A nadie le puede sorprender, entonces, ni que el rey quisiese tomar las riendas del poder, ni que el pueblo estuviese confuso. Aun así, a estas alturas, los ciudadanos alentados por las fuerzas reaccionarias, todavía, se fiaban más del soberano, que de los políticos liberales. Para ellos, aún era el “Deseado”; se resistían a pensar que fuese el “Felón”. Por eso, cuando el 11 de mayo de 1814, en el ayuntamiento de la villa, se recibe una carta remitida desde Madrid, anunciando que se había anulado la obra legislativa de Cádiz, la vecindad primero recibe la noticia con alegría contenida. Luego, ya, desde el instante en que la Gaceta de Madrid reproduce el Real Decreto que dejaba sin efecto la Constitución, se celebra con euforia desbordante. 

Asiste, masivamente, a los actos conmemorativos tanto religiosos como civiles que se llevan a cabo. Primero, es el clero regular, el que toma la iniciativa. Desde Santo Domingo se organiza una procesión que presidida por el estandarte de la fe y el retrato del rey Fernando VII, se dirige hacia el convento de San Antonio de Religiosos Franciscanos. Esta congregación numerosa, compuesta por 45 frailes, 7 estudiantes y 12 legos, y presidida por el guardián Bernardo Alonso, recibe a la muchedumbre cantando el “Te Deum”. A continuación, todos regresan a la capilla de la Virgen del Portal, en donde la comunidad de monjes dominicos da por finalizado el acto entonando el Salve Regina. Después, los hechos toman un cariz más político. El gentío se traslada a la plaza. Allí, bajo el busto del rey que colgaba del balcón de la Casa Consistorial, hacía proclamas a favor de la monarquía y en contra de Argüelles: “Y mientras te maldecimos/Corre al infierno, perverso/Ribadavia y sus vecinos/Te abominan in aeternum”. No sólo se ridiculizaba la Carta Magna, sino que, incluso, algunas de sus disposiciones se habían colgado, cuentan las crónicas, en un pollino que las arrastraba por donde pasaba. Finalmente, se quemaron en la hoguera. 

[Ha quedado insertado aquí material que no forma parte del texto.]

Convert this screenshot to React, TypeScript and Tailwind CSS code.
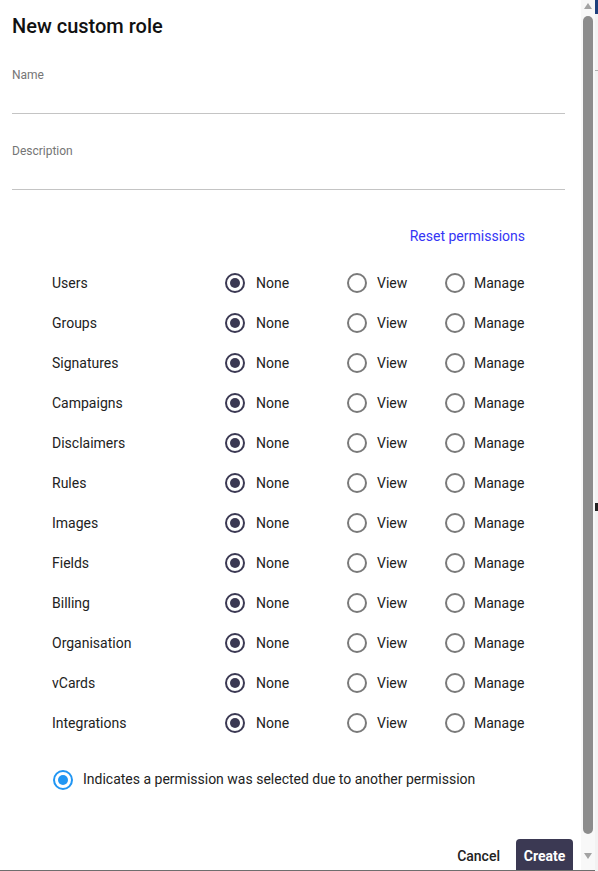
import React from "react";

const perms = [
  "Users",
  "Groups",
  "Signatures",
  "Campaigns",
  "Disclaimers",
  "Rules",
  "Images",
  "Fields",
  "Billing",
  "Organisation",
  "vCards",
  "Integrations",
];

function Radio({ checked }: { checked?: boolean }) {
  return checked ? (
    <span className="flex h-[20px] w-[20px] shrink-0 items-center justify-center rounded-full border-2 border-[#3b3953]">
      <span className="h-[10px] w-[10px] rounded-full bg-[#3b3953]" />
    </span>
  ) : (
    <span className="h-[20px] w-[20px] shrink-0 rounded-full border-2 border-[#7a7a7a]" />
  );
}

export default function App() {
  return (
    <div
      className="flex h-[871px] w-[598px] overflow-hidden bg-white"
      style={{ fontFamily: "Roboto, 'Liberation Sans', sans-serif" }}
    >
      <div className="relative flex h-full w-[595px] border-b border-[#6e6e6e]">
        {/* content */}
        <div className="flex h-full w-[581px] flex-col overflow-hidden">
          <h1 className="shrink-0 pl-[12px] pt-[14px] text-[20px] font-medium leading-[24px] text-[#111]">
            New custom role
          </h1>
          <div className="ml-[12px] mt-[30px] flex w-[553px] shrink-0 flex-col gap-[30px]">
            <div className="flex h-[46px] flex-col border-b border-[#c4c4c4]">
              <span className="text-[12px] leading-[14px] text-[#757575]">Name</span>
            </div>
            <div className="flex h-[46px] flex-col border-b border-[#c4c4c4]">
              <span className="text-[12px] leading-[14px] text-[#757575]">Description</span>
            </div>
          </div>
          <div className="ml-[52px] mt-[38px] w-[473px] shrink-0">
            <div className="flex justify-end">
              <span className="text-[14px] leading-[16px] text-[#3535f5]">Reset permissions</span>
            </div>
            <div className="mt-[19px] flex flex-col">
              {perms.map((p) => (
                <div
                  key={p}
                  className="grid h-[40px] grid-cols-[173px_122px_98px_80px] items-center text-[14px] text-[#222]"
                >
                  <span>{p}</span>
                  <span className="flex items-center gap-[11px]">
                    <Radio checked />
                    <span>None</span>
                  </span>
                  <span className="flex items-center gap-[10px]">
                    <Radio />
                    <span>View</span>
                  </span>
                  <span className="flex items-center gap-[9px]">
                    <Radio />
                    <span>Manage</span>
                  </span>
                </div>
              ))}
            </div>
          </div>
          <div className="ml-[53px] mt-[26px] flex shrink-0 items-center gap-[10px] text-[14px] text-[#222]">
            <span className="flex h-[20px] w-[20px] items-center justify-center rounded-full border-2 border-[#2196f3]">
              <span className="h-[10px] w-[10px] rounded-full bg-[#2196f3]" />
            </span>
            <span>Indicates a permission was selected due to another permission</span>
          </div>
          <div className="mr-[8px] mt-[49px] flex shrink-0 items-start justify-end gap-[16px]">
            <span className="pt-[9px] text-[14px] font-medium leading-[16px] text-[#222]">Cancel</span>
            <span className="flex h-[36px] w-[57px] items-start justify-center rounded-t-[4px] bg-[#3b3953] pt-[9px] text-[14px] font-bold leading-[16px] text-white">
              Create
            </span>
          </div>
        </div>
        {/* scrollbar */}
        <div className="flex h-full w-[14px] flex-col items-center bg-[#f8f8f8]">
          <div className="mt-[3px] h-0 w-0 border-x-[4px] border-b-[6px] border-x-transparent border-b-[#a3a3a3]" />
          <div className="mt-[7px] h-[818px] w-[10px] rounded-full bg-[#8c8c8c]" />
          <div className="mt-[19px] h-0 w-0 border-x-[4px] border-t-[6px] border-x-transparent border-t-[#a3a3a3]" />
        </div>
      </div>
      {/* background strip */}
      <div className="flex h-full w-[3px] flex-col bg-[#f2f2f2]">
        <div className="h-[14px] bg-[#1d3f7c]" />
        <div className="mt-[56px] h-px bg-[#b0b0b0]" />
        <div className="mt-[432px] h-[8px] bg-[#222]" />
      </div>
    </div>
  );
}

Los festejos se prolongaron hasta el día de la onomástica del rey. No faltaron ni símbolos ni proclamas en su honor. El 29 de mayo, se colgaba, en el balcón del palacio del Conde de Rivadavia, su retrato y el del papa Pío VII. Les hacían guardia un capitán, Gabriel Rey, y un teniente, José López Noblino, militares retirados, que presidían la ceremonia con tres salvas de fusilería, efectuadas por veinte vecinos tiradores… Ni el propio monarca, en el mejor de sus sueños, se había imaginado un escenario mejor para legitimar el absolutismo. Ahora bien, sabía que tenía que aprovechar la vela, porque el pueblo era como el viento. Por eso, en 1817, tan pronto como pudo, se adhirió a la Santa Alianza. Era consciente de que, sin su ayuda, en cualquier momento, el único derrotero al que se veía abocado era al sendero de la monarquía constitucional.